> **WORK TO COMPLETE**
From the listing below, return each line that includes "styles".
..........
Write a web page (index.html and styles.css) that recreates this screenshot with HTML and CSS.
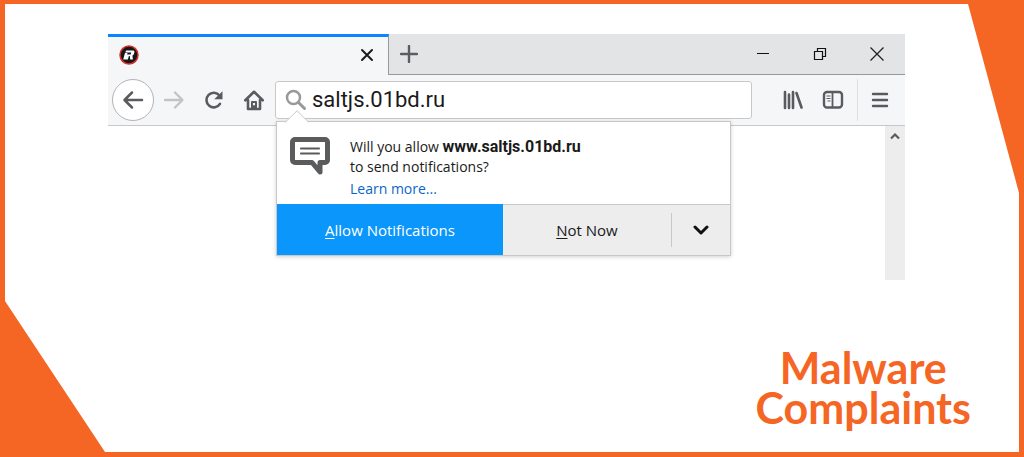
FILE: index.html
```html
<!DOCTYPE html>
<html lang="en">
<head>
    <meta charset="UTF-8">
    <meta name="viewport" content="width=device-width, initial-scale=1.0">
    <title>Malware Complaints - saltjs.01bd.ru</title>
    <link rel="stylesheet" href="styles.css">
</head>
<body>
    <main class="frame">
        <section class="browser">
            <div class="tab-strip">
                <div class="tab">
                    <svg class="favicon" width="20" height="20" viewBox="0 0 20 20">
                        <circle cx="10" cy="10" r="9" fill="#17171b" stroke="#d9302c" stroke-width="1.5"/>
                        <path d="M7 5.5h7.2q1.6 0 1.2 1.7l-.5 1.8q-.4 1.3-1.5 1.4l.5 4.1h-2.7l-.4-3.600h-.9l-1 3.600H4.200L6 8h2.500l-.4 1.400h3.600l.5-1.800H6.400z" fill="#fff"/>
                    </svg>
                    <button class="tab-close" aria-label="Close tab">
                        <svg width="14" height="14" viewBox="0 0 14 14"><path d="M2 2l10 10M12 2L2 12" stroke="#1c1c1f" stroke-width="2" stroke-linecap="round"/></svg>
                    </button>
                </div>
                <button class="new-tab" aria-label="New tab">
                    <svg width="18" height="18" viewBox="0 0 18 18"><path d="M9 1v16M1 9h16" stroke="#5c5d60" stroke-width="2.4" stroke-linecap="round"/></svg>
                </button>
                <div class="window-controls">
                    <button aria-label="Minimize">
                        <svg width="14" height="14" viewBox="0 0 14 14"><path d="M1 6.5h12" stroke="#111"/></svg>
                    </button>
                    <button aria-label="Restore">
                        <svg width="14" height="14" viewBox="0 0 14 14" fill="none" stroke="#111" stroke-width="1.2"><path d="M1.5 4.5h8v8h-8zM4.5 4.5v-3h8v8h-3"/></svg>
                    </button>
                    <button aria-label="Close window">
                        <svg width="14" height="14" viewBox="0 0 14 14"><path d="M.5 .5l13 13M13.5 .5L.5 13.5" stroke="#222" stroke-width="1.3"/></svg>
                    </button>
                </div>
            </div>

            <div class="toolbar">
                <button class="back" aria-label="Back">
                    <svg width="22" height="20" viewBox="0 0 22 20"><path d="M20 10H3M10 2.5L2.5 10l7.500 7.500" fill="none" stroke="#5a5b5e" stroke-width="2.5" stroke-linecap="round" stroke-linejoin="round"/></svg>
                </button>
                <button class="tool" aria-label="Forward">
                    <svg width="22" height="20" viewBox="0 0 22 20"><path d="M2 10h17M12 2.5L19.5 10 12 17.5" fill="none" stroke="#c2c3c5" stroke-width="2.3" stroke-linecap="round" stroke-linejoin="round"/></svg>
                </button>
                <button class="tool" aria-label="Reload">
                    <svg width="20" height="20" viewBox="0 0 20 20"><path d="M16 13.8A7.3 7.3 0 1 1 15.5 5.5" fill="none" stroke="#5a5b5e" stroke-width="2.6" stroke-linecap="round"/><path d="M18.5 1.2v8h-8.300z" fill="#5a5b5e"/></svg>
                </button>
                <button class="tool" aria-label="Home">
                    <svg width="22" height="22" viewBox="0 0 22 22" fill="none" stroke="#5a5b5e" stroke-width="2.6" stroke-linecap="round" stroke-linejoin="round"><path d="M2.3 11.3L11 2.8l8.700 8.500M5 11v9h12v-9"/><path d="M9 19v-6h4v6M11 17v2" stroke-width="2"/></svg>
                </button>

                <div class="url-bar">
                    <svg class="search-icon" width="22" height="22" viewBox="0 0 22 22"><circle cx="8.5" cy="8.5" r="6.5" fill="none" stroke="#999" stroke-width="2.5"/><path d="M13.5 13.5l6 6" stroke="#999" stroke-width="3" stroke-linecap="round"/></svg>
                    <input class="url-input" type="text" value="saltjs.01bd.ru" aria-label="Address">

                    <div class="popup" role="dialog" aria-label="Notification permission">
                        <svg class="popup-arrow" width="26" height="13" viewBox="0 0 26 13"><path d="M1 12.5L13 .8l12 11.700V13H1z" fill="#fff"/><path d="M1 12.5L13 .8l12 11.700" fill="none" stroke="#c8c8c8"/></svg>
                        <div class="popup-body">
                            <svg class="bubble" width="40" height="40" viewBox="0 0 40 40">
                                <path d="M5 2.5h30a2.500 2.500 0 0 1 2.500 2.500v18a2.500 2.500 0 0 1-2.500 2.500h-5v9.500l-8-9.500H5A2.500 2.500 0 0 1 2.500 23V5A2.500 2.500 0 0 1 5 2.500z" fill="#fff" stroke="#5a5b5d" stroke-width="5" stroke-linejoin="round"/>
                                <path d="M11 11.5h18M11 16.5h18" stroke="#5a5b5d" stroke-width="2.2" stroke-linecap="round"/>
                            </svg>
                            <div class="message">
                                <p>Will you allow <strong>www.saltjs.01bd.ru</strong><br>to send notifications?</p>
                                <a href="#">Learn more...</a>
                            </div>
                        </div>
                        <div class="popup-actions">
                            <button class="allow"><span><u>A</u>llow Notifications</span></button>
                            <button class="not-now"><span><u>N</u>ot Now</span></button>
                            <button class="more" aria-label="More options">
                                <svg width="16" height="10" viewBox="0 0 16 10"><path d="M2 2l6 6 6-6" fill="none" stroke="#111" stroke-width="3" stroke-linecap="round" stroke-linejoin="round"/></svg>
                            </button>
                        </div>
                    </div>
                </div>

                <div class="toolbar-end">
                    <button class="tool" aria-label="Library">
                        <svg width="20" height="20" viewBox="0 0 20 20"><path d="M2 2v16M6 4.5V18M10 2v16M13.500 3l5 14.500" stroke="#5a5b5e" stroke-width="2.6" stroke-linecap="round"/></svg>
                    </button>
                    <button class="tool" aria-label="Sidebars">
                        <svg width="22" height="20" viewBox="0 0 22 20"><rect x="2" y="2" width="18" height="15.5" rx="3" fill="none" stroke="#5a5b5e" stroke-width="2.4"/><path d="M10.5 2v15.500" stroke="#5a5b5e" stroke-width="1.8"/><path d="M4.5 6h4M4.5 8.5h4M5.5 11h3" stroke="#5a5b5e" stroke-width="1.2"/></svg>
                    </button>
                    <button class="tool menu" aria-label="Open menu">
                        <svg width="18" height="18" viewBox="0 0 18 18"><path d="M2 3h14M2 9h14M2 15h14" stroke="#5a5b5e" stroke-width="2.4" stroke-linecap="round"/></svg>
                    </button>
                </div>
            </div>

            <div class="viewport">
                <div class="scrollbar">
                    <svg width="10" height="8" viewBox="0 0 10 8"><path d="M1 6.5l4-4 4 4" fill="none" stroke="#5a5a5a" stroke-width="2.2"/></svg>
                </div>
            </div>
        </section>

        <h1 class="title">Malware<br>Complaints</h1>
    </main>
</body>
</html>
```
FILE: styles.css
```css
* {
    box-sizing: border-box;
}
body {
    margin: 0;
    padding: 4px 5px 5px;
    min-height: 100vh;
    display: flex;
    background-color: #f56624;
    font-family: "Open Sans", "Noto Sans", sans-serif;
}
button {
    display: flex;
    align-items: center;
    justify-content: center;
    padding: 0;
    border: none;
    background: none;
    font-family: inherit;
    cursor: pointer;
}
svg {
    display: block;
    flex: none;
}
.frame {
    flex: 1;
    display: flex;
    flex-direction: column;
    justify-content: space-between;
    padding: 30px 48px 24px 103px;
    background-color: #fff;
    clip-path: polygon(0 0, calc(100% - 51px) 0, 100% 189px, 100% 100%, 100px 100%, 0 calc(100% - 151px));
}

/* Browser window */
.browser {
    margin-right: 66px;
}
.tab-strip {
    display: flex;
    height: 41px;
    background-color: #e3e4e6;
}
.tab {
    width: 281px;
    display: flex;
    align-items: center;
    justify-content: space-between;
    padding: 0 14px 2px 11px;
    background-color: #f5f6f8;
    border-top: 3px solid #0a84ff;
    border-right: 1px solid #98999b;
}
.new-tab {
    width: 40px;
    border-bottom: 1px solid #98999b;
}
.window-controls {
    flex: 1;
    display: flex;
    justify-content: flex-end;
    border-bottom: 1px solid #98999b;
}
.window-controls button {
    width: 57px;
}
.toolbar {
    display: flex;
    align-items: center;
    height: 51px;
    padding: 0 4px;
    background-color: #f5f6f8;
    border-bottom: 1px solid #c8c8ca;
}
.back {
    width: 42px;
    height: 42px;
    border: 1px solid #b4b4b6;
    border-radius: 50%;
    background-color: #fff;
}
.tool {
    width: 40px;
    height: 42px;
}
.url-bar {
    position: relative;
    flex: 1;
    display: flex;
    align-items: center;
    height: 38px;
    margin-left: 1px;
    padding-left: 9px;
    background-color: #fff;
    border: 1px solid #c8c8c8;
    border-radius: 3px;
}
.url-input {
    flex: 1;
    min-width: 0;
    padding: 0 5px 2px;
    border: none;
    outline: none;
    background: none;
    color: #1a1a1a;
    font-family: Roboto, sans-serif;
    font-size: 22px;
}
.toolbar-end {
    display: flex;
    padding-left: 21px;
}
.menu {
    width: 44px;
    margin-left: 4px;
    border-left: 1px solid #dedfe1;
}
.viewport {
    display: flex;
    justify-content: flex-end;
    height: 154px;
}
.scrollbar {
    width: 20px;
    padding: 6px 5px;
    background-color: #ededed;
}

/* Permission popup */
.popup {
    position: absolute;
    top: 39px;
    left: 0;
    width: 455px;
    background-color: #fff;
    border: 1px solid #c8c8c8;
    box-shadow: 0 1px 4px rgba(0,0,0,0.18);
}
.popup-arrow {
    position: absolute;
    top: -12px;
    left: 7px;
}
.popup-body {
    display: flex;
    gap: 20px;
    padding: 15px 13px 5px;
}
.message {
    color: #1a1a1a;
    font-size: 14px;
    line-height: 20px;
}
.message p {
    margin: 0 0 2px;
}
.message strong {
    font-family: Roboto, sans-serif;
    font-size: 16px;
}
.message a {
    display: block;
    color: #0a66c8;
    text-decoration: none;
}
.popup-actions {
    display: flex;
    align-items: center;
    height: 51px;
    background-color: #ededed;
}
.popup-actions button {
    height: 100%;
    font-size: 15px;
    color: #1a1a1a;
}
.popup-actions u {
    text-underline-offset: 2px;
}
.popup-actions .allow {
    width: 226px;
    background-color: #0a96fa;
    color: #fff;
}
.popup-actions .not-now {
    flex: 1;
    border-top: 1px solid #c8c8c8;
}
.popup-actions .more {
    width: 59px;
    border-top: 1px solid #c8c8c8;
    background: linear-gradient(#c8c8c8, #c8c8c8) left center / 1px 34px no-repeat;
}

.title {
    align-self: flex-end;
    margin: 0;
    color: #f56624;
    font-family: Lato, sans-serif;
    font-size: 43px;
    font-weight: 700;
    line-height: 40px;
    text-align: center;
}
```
..........
> **THE RESPONSE**
Write a web page (index.html and styles.css) that recreates this screenshot with HTML and CSS.
    <link rel="stylesheet" href="styles.css">
FILE: styles.css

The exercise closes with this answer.